I ran to the cat door and slid it shut and looked out onto the deck. A small brown sparrow lay unmoving in a soft heap. I could feel the sorrow rising in me. I am not a birder, but I love birds. I also love my cats, but I call them, “The Assassins.” And I go to great lengths to keep the birds on my property safe from them. But the bedroom window, I would have to do something about the window, a decal of a hawk or something as a warning.

I held the bird gently and thought, Well, that’s that, another bird done gone. But then it surprised me and opened its eye for just a moment. I wrapped the weightless bundle in a dish towel, placed it carefully in a shoe box with holes punched in for air, closed the lid, and put it on my desk. This was when I realized I wasn’t sure what I was supposed to do, whether or not what I had done was right.

So I looked it up on Google. It was the exactness that surprised me, not that I would find some sort of answer. “How to care for a bird that has hit a window.” Thirteen steps succinctly laid out, beginning with Step 1, “Is the bird a passerine (toes facing forward, one back, the ‘usual’ kind of bird) or non-passerine (birds of prey or marine birds)” and ending with, if the bird [End Page 133] lives, Step 13, “Congratulations.” The only thing I hadn’t known was that one should wait for up to two hours for a stunned bird to recover before going for help. It took the full two hours, but the sparrow finally fluttered its wings and I helped it fly off.

That evening my love said to me, “That bird—that’s what it feels like for me. I was fine, then I crashed into a window.”

It happens to all of us one time or another and it is always a shock and you never know how you will respond until you get there. The accident that breaks. The illness that consumes. The fire that rages. You are reading, a bird slams into a window. The impact is loud, shocking. After you realize what’s happened, the pull toward helplessness can be intense, but the cat is crouched low, creeping forward, eyes intent.
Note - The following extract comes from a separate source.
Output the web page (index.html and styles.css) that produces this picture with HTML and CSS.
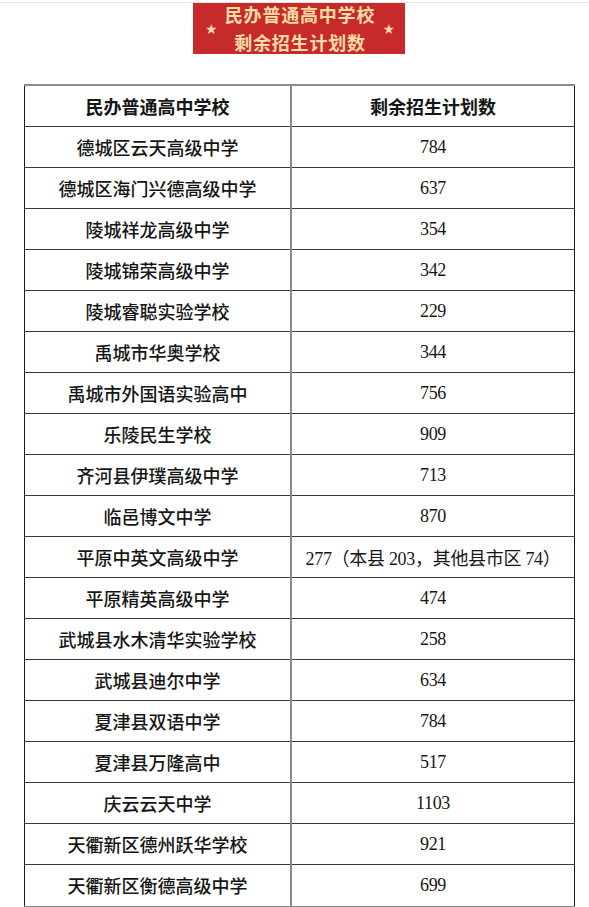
FILE: index.html
```html
<!DOCTYPE html>
<html lang="zh-CN">
<head>
<meta charset="utf-8">
<title>民办普通高中学校剩余招生计划数</title>
<link rel="stylesheet" href="styles.css">
</head>
<body>
<div class="page">
  <div class="topline"></div>
  <div class="banner">
    <span class="star">★</span>
    <div class="banner-text">
      <div>民办普通高中学校</div>
      <div>剩余招生计划数</div>
    </div>
    <span class="star">★</span>
  </div>
  <table class="plan">
    <thead>
      <tr><th class="c1">民办普通高中学校</th><th class="c2">剩余招生计划数</th></tr>
    </thead>
    <tbody>
      <tr><td class="c1">德城区云天高级中学</td><td class="c2">784</td></tr>
      <tr><td class="c1">德城区海门兴德高级中学</td><td class="c2">637</td></tr>
      <tr><td class="c1">陵城祥龙高级中学</td><td class="c2">354</td></tr>
      <tr><td class="c1">陵城锦荣高级中学</td><td class="c2">342</td></tr>
      <tr><td class="c1">陵城睿聪实验学校</td><td class="c2">229</td></tr>
      <tr><td class="c1">禹城市华奥学校</td><td class="c2">344</td></tr>
      <tr><td class="c1">禹城市外国语实验高中</td><td class="c2">756</td></tr>
      <tr><td class="c1">乐陵民生学校</td><td class="c2">909</td></tr>
      <tr><td class="c1">齐河县伊璞高级中学</td><td class="c2">713</td></tr>
      <tr><td class="c1">临邑博文中学</td><td class="c2">870</td></tr>
      <tr><td class="c1">平原中英文高级中学</td><td class="c2">277（本县 203，其他县市区 74）</td></tr>
      <tr><td class="c1">平原精英高级中学</td><td class="c2">474</td></tr>
      <tr><td class="c1">武城县水木清华实验学校</td><td class="c2">258</td></tr>
      <tr><td class="c1">武城县迪尔中学</td><td class="c2">634</td></tr>
      <tr><td class="c1">夏津县双语中学</td><td class="c2">784</td></tr>
      <tr><td class="c1">夏津县万隆高中</td><td class="c2">517</td></tr>
      <tr><td class="c1">庆云云天中学</td><td class="c2">1103</td></tr>
      <tr><td class="c1">天衢新区德州跃华学校</td><td class="c2">921</td></tr>
      <tr><td class="c1">天衢新区衡德高级中学</td><td class="c2">699</td></tr>
    </tbody>
  </table>
  <div class="bottomline"></div>
</div>
</body>
</html>
```
FILE: styles.css
```css
html, body {
  margin: 0;
  padding: 0;
  background: #ffffff;
}

.page {
  width: 589px;
  height: 907px;
  overflow: hidden;
  display: flex;
  flex-direction: column;
  align-items: flex-start;
}

.topline {
  width: 100%;
  height: 1px;
  margin-top: 2px;
  background: #e4e4e4;
}

.banner {
  margin: 0 0 0 193px;
  width: 212px;
  height: 51px;
  background: #c62a2b;
  display: flex;
  align-items: center;
  justify-content: space-between;
  padding: 0 10px 0 12px;
  box-sizing: border-box;
  color: #fbdca4;
}

.star {
  font-family: "DejaVu Sans", sans-serif;
  font-size: 14px;
  line-height: 1;
  color: #f8d9a6;
  margin-top: 2px;
}

.banner-text {
  display: flex;
  flex-direction: column;
  align-items: center;
  font-family: "Noto Sans CJK SC", sans-serif;
  font-weight: 700;
  font-size: 18px;
  letter-spacing: 0.8px;
  line-height: 28px;
  margin-top: -1px;
}

.plan {
  margin: 30px 0 0 24px;
  width: 551px;
  border-collapse: collapse;
  table-layout: fixed;
  color: #161616;
}

.plan th,
.plan td {
  padding: 0;
  text-align: center;
  vertical-align: middle;
  border-bottom: 1px solid #3a3a3a;
  white-space: nowrap;
}

.plan thead tr {
  height: 42px;
}

.plan thead th {
  border-top: 2px solid #8c8c8c;
  font-family: "Noto Sans CJK SC", sans-serif;
  font-weight: 700;
  font-size: 18px;
}

.plan tbody tr {
  height: 41px;
}

.plan .c1 {
  width: 265px;
  border-left: 1px solid #1a1a1a;
  border-right: 2px solid #8a8a8a;
}

.plan .c2 {
  border-right: 1px solid #1a1a1a;
}

.plan td.c1 {
  font-family: "Noto Sans CJK SC", sans-serif;
  font-size: 18px;
  font-weight: 500;
}

.plan td.c2 {
  font-family: "Liberation Serif", "Noto Sans CJK SC", serif;
  font-size: 18px;
  letter-spacing: -0.3px;
}

.plan tbody tr:last-child td {
  border-bottom: none;
}

.bottomline {
  margin-left: 24px;
  width: 551px;
  height: 3px;
  background: #8a8a8a;
}
```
I wanted so much to pet that beautiful, stunned bird. To stroke the softness of its feathers. To comfort, console. But it was a wild bird, not a house pet. When my lover is feeling blue and says to me, “I realize I might die,” or “I don’t think I have what it takes to make it through this,” there is a split second when I feel so unnerved I might throw up. I am that bird that just smacked into a window. I am lying limp and barely breathing and a blue-eyed cat’s tail is twitching. And it’s not because I might lose my lover—well, it’s sort of about that, but it’s more about what it takes for me to walk out onto the deck in the first place to deal with what I think is a dead bird and my complicity (the window), and lift the creature into my hands and see its...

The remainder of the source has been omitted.